Thanks Jerry! The red sandspurry is a beautiful little thing. I find them in the sand along the edges of roads and parking lots, growing in very small clumps. Usually there are many clumps in one spot so that makes them a little easier to see.
And that coral fungus was amazing. I had seen photos of them in my mushroom books but I never thought I’d see one in person. I was so glad that my daughter found it!
I hope 2016 turns out to be a super year in finding those hidden secrets of nature for both of us. I’m looking forward to seeing what you find!
Wonderful pictures and thank you for that last one. I tend to assume everyone else takes perfect photos all the time and I’m the only one plowing through tons of junk to find the good ones.
Thank you Sara. No, I’ve learned from reading blogs that we all have plenty of rejects!
A beautiful selection, I’ve enjoyed sharing our adventures in nature over the past year! The violet coral fungus is stunning.
Thank you. I agree, that coral fungus was so beautiful I had a hard time walking away from it. You just don’t see things like that every day. Here’s hoping for a photogenic 2016!
Beautiful, including the last “gem.” Happy New Year! And thanks for all of your posts. I love learning with you.
Thank you! I’m glad to have you come along!
Your photos and comments made me wish there were more months in the year! M 🙂
Thanks very much. I’ll have to do one of these every year, I guess.
You posted some wonderful images, Allen, that serve to remind us of all the beauty and perspectives that you have shared with us this past year. I love the porcupine and violet coral fungus, but somehow the November foliage shot is my favorite. It captures a sense of the New England of my childhood memories.

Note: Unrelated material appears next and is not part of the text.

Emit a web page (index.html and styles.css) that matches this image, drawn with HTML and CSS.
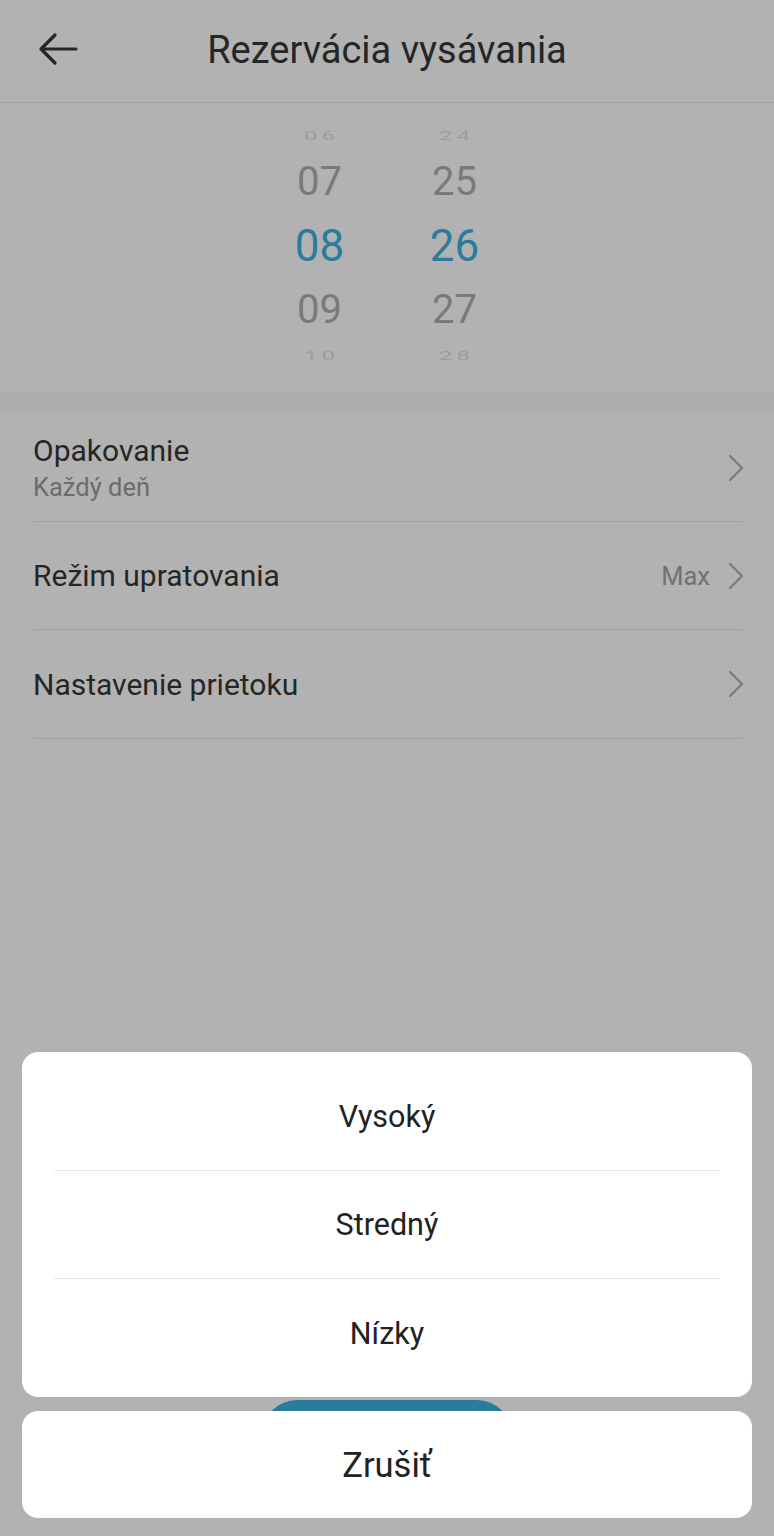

Thanks Mike. That forest was the most colorful that I’ve ever seen in all the time I’ve lived here. It was just so beautiful that I could hardly believe I was in it. I’m glad you like it and glad it brought you some happy memories.
A wonderful year in review with many of my favorite images from 2015. May 2016 be filled with many woodland wonders and surprises.
Thank you Laura. I’m hoping for the same!
Great post and some lovely photos. I especially like that coral fungus. In fact I liked it first time round too. My phone is often full of pictures like the last one. I guess I press the shutter by accident when I’m walking. Occasionally my foot is even in amomgst the blurred image somewhere.
Thank you. That coral fungus really was something. How I wish I could see things like it every day!
Yes, I know what you mean. I have plenty of shots with my feet in them too.
It was a great pleasure to look through the pictures you had chosen for 2015. That porcupine is just so cute and the violet coral fungus so colourful they take my breath away. I look forward to many more such treats in 2016.
Thanks very much Susan. I can’t wait to see what nature shows us in the coming year!